At 100 years old, Jack Rollins survived and thrived through all of the comedy booms, and rightly could take at least partial credit for the great talents of at least two peak periods in the funny business as a manager and producer.

Starting in the 1950s, Rollins represented and fostered the young careers of Mike Nichols and Elaine May, Lenny Bruce, and Woody Allen. Right there you could say stop and you’d have a legendary career.

But Rollins also managed Robin Williams, David Letterman, Billy Crystal, Robert Klein, Dick Cavett, Joan Rivers, Steven Wright, Andrea Wright, Jim Carrey, Jimmy Tingle, Diane Keaton, Paula Poundstone and Martin Short. Rollins served as executive producer for Letterman during his NBC stint at Late Night from 1982-1992, retiring when Letterman leapt to CBS.

Born Jacob Rabinowitz in 1915 to Russian immigrants in Brooklyn, he changed his name to Jack Rollins in the late 1930s. As Rollins, he served in the Army in World War II, mostly in India, then became a Broadway producer upon his return — where he discovered the young Harry Belafonte and guided him to superstardom. He then founded a one-man talent agency — which became two men with the late Charles H. Joffe — to make the most of his own talents as a shaper and maker of dreams for others.

With Joffe, Rollins produced all of Allen’s movies between 1969 and 1993 — and briefly appeared as himself in Allen’s 1984 film, Broadway Danny Rose, in which Allen played a version of Rollins. “Woody wanted merely for us to manage his affairs in a conventional fashion, to better his career as a TV writer,” Rollins told The New York Times in 1985. “Well, we just thought he had the potential to be a triple threat, like Orson Welles — writer, director, actor.”

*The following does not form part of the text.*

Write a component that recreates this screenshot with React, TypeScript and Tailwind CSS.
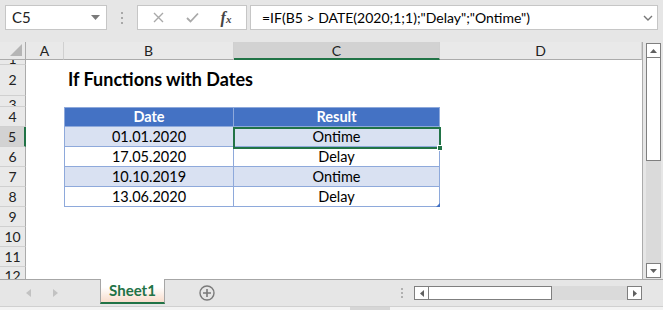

Allen, in turn, said this about Rollins via a statement: “He was one of the very few people in my life who lived up to the hype about him. All the stories about how great Jack Rollins was are true.”

Alan Zweibel last night put it simply: “Great manager, lover of talent, supreme mensch.”

Here’s Robert Klein talking about Rollins, his first manager.

Several of his former clients joined in celebrating Rollins when he turned 100 in April. Rollins died Thursday in his Manhattan apartment. He is survived by his three daughters.